Fundamentally, though, TJs are not proving to be the driver to OA that we were hoping they would be. They are hamstrung by funder mandates, which are often inadequate to support them, and not enough funders have come on board. Over the past two years, the number of Plan S funders supporting TJs increased by just four, meaning there are still more than 100 that don’t.
During the same period, Springer Nature signed 15 new transformative agreements and renewed five more, increasing the number of institutions covered by a TA by 22 per cent. Indeed, by 2022, articles published open access via a TA accounted for a full 20 per cent of all gold OA articles.
TAs are clearly where our focus should be. We published three times more OA articles in our Springer hybrid titles last year via TAs than via author choice. Moreover, in countries where we have a TA, up to 90 per cent of articles we publish are now published OA. In Germany, OA articles have grown by a factor of almost nine as a result of our TA with Projekt DEAL.
Another advantage is that TAs can be adapted and applied in a number of ways to suit circumstances. No longer the preserve of the northern European market, they have been signed in the US, Mexico, Colombia, South Africa, Egypt, Portugal, Greece, Japan and Australia.
But perhaps most importantly, we are increasingly seeing the benefits that TAs deliver for the whole community.
For librarians, they provide easy workflow and reporting because they avoid the need to administer multiple individual payments for article processing charges (APCs). And they offer complete access to publishers’ paywalled holdings – which was not always the case even in previous subscription-only “big deals”.
For the broader research enterprise, TAs reuse existing money, drive OA growth and support a more equitable transition benefiting all academic disciplines, while for funders, the increased usage of OA articles delivers greater reach of the research they have funded, often with little extra cost.
But perhaps most importantly, TAs deliver for authors. In the main, no payment is required from them and because the APC is paid centrally it makes choosing to publish OA an easy option.
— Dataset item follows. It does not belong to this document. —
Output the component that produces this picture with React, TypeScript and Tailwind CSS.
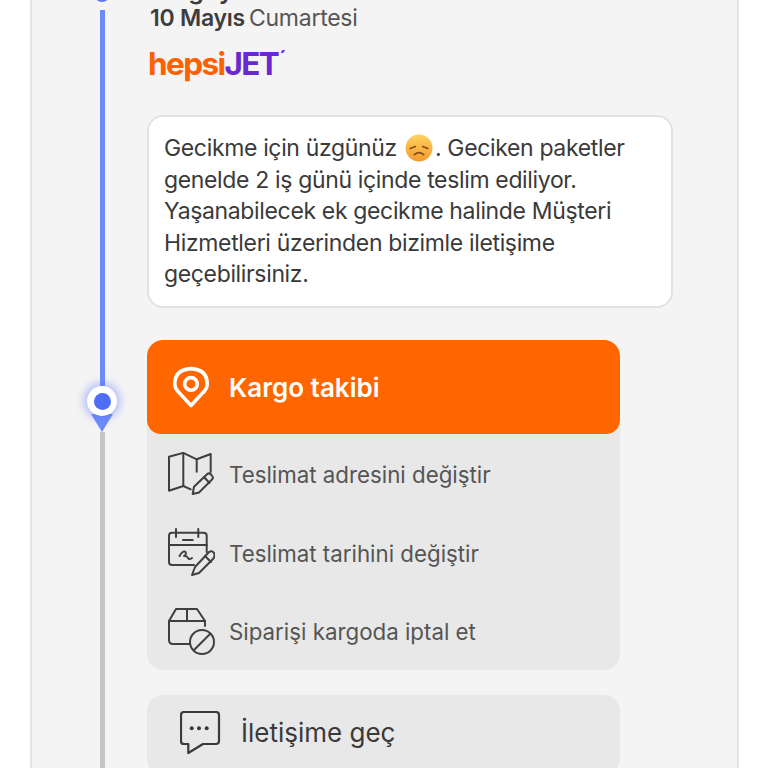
import React from "react";

function MapEditIcon() {
  return (
    <svg width="46" height="44" viewBox="0 0 46 44" fill="none" stroke="#3f3f3f" strokeWidth="2" strokeLinejoin="round" strokeLinecap="round">
      <path d="M22.7 37.3 L15.3 34 L1 38.7 L1 4.7 L15.3 0.9 L28.7 7.3 L42.7 2 L42.7 20" />
      <path d="M15.3 0.9 L15.3 34" />
      <path d="M28.7 7.3 L28.7 19.7" />
      <path d="M24.7 42 L26 34.7 L39.3 22 Q41 20.5 43 22.5 L44.5 24.5 Q45.5 26 44 27.5 L31 40.5 Z" />
      <path d="M36 25 L41.5 31" />
    </svg>
  );
}

function CalendarEditIcon() {
  return (
    <svg width="47" height="49" viewBox="0 0 47 49" fill="none" stroke="#3f3f3f" strokeWidth="2" strokeLinejoin="round" strokeLinecap="round">
      <path d="M26 37 L4 37 Q1 37 1 34 L1 7.7 Q1 4.7 4 4.7 L35.7 4.7 Q38.7 4.7 38.7 7.7 L38.7 24" />
      <path d="M1 17 L38.7 17" />
      <path d="M8 1 L8 9 M30.3 1 L30.3 9 M15 12 L24.7 12" />
      <path d="M11.5 28 Q15 22 17.5 24 Q19 26 16 28 Q19 27.5 20 30 Q21 32 24 30" />
      <path d="M24 47 L27 39 L41 24 Q44 22 46 25 Q47.5 28 45 31 L31 45 Z" />
      <path d="M37 28 L43 34" />
    </svg>
  );
}

function PackageCancelIcon() {
  return (
    <svg width="48" height="48" viewBox="0 0 48 48" fill="none" stroke="#3f3f3f" strokeWidth="2" strokeLinejoin="round" strokeLinecap="round">
      <path d="M22 37 L5 37 Q1 37 1 33 L1 14 L8 2 L29 2 L37 14 L37 19" />
      <path d="M1 14 L37 14" />
      <path d="M19 2 L19 14" />
      <circle cx="34" cy="35" r="12" />
      <path d="M26 43 L42 27" />
    </svg>
  );
}

function ChatIcon() {
  return (
    <svg width="42" height="44" viewBox="0 0 42 44" fill="#3a3a3a" stroke="none">
      <path d="M4 1 L36 1 Q39 1 39 4 L39 30 Q39 33 36 33 L23 33 L8.3 42 L8.3 33 L4 33 Q1 33 1 30 L1 4 Q1 1 4 1 Z" fill="none" stroke="#3a3a3a" strokeWidth="2.2" strokeLinejoin="round" />
      <circle cx="11.7" cy="17.3" r="2" />
      <circle cx="19" cy="17.3" r="2" />
      <circle cx="26.7" cy="17.3" r="2" />
    </svg>
  );
}

function SadFace() {
  return (
    <svg width="28" height="28" viewBox="0 0 27 27" className="mx-[2px] inline-block align-[-6px]">
      <defs>
        <linearGradient id="face" x1="0" y1="0" x2="0" y2="1">
          <stop offset="0" stopColor="#fdd35e" />
          <stop offset="1" stopColor="#f49a2e" />
        </linearGradient>
      </defs>
      <circle cx="13.5" cy="13.5" r="13" fill="url(#face)" />
      <path d="M5 14 L10 12 M22 14 L17 12" stroke="#8a4b1c" strokeWidth="1.6" strokeLinecap="round" />
      <path d="M9 20 Q13.5 16 18 20" stroke="#8a4b1c" strokeWidth="1.6" fill="none" strokeLinecap="round" />
    </svg>
  );
}

const actions = [
  { label: "Teslimat adresini değiştir", icon: <MapEditIcon /> },
  { label: "Teslimat tarihini değiştir", icon: <CalendarEditIcon /> },
  { label: "Siparişi kargoda iptal et", icon: <PackageCancelIcon /> },
];

export default function App() {
  return (
    <div className="h-[768px] w-[768px] overflow-hidden bg-white pl-[30px] font-['Inter',sans-serif]">
      <div className="flex h-[768px] w-[709px] overflow-hidden border-x-2 border-[#e4e4e4] bg-[#f4f4f4]">
        {/* timeline */}
        <div className="ml-[55px] flex w-[30px] shrink-0 flex-col items-center">
          <div className="-mt-[14px] h-[16px] w-[16px] shrink-0 rounded-full bg-[#5b78f0]" />
          <div className="mt-[8px] h-[376px] w-[5px] shrink-0 bg-[#6d8bf8]" />
          <div className="z-10 flex h-[30px] w-[30px] shrink-0 items-center justify-center rounded-full bg-white shadow-[0_0_8px_3px_rgba(90,115,250,0.45)]">
            <div className="h-[17px] w-[17px] rounded-full bg-[#4f6ef5]" />
          </div>
          <svg width="22" height="18" viewBox="0 0 22 18" className="-mt-[2px] shrink-0">
            <path d="M0 0 L22 0 L11 18 Z" fill="#6d8bf8" />
          </svg>
          <div className="w-[5px] grow bg-[#c6c6c6]" />
        </div>

        {/* content */}
        <div className="ml-[30px] w-[526px] shrink-0 text-[#3d3d3d]">
          <div className="-mt-[25px] text-[25px] leading-[30px] font-semibold">Kargoya verildi</div>
          <div className="mt-[-1px] ml-[3px] flex h-[28px] items-center gap-[4px] text-[23px] tracking-[-0.25px]">
            <span className="font-semibold">10 Mayıs</span>
            <span className="font-normal text-[#555555]">Cumartesi</span>
          </div>
          <div className="mt-[14px] ml-[1px] flex h-[36px] items-center text-[31.5px] leading-none font-bold tracking-[-1.6px]">
            <span className="text-[#ff6000]">hepsi</span>
            <span className="text-[#6a28d0]">JET</span>
            <span className="-mt-[12px] ml-[1px] text-[20px] text-[#6a28d0]">´</span>
          </div>

          <div className="mt-[33px] h-[193px] rounded-[16px] border-2 border-[#e2e2e2] bg-white pt-[16px] pl-[15px] text-[23px] leading-[31.6px] tracking-[-0.35px] text-[#3a3a3a]">
            Gecikme için üzgünüz <SadFace />. Geciken paketler
            <br />
            genelde 2 iş günü içinde teslim ediliyor.
            <br />
            Yaşanabilecek ek gecikme halinde Müşteri
            <br />
            Hizmetleri üzerinden bizimle iletişime
            <br />
            geçebilirsiniz.
          </div>

          <div className="mt-[32px] w-[473px] overflow-hidden rounded-[16px] bg-[#e8e8e8]">
            <div className="flex h-[94px] items-center gap-[20px] rounded-[14px] bg-[#ff6600] pl-[26px] text-[26px] font-semibold text-white">
              <svg width="36" height="43" viewBox="0 0 40 46" fill="none" stroke="white" strokeWidth="4" strokeLinejoin="round">
                <path d="M20 43 L7 29 Q2 24 2 19 Q2 3 20 2 Q38 3 38 19 Q38 24 33 29 Z" />
                <circle cx="20" cy="19" r="7" />
              </svg>
              Kargo takibi
            </div>
            <div className="flex h-[236px] flex-col pt-[1px] text-[22.3px] text-[#555555]">
              {actions.map((a) => (
                <div key={a.label} className="flex h-[79px] items-center gap-[11px] pl-[21px]">
                  <div className="w-[50px] shrink-0">{a.icon}</div>
                  <span className="pt-[2px]">{a.label}</span>
                </div>
              ))}
            </div>
          </div>

          <div className="mt-[25px] flex h-[80px] w-[473px] items-center gap-[19px] rounded-[16px] bg-[#e8e8e8] pb-[5px] pl-[33px] text-[26px] text-[#3a3a3a]">
            <ChatIcon />
            İletişime geç
          </div>
        </div>
      </div>
    </div>
  );
}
They allow authors to publish OA in a wide range of journals, and because TAs make the final published version of record immediately available, authors benefit from the increase in citations, visibility and usage that comes from publishing gold OA. In the US, for instance, our 2021 agreement with California Digital Library has seen global downloads increase by 180 per cent in a single year.
Our goal is to have an OA transition mechanism that is both sustainable and equitable. So we have to work out how we can continue to adapt TAs to better meet the needs of a wider range of institutions, including in the Global South. With library budgets alone not being enough to support the transition, discussions need to continue with funders and institutions to ensure that supplementary funding is available.
Continued growth in transformative agreements will enable us to reach our initial target of half of all our research content being published open access by the end of next year – and enable the kind of rapid discovery that helped mitigate the effects of the pandemic and that we need to address the big challenges we still face.
Steven Inchcoombe is president, research at Springer Nature.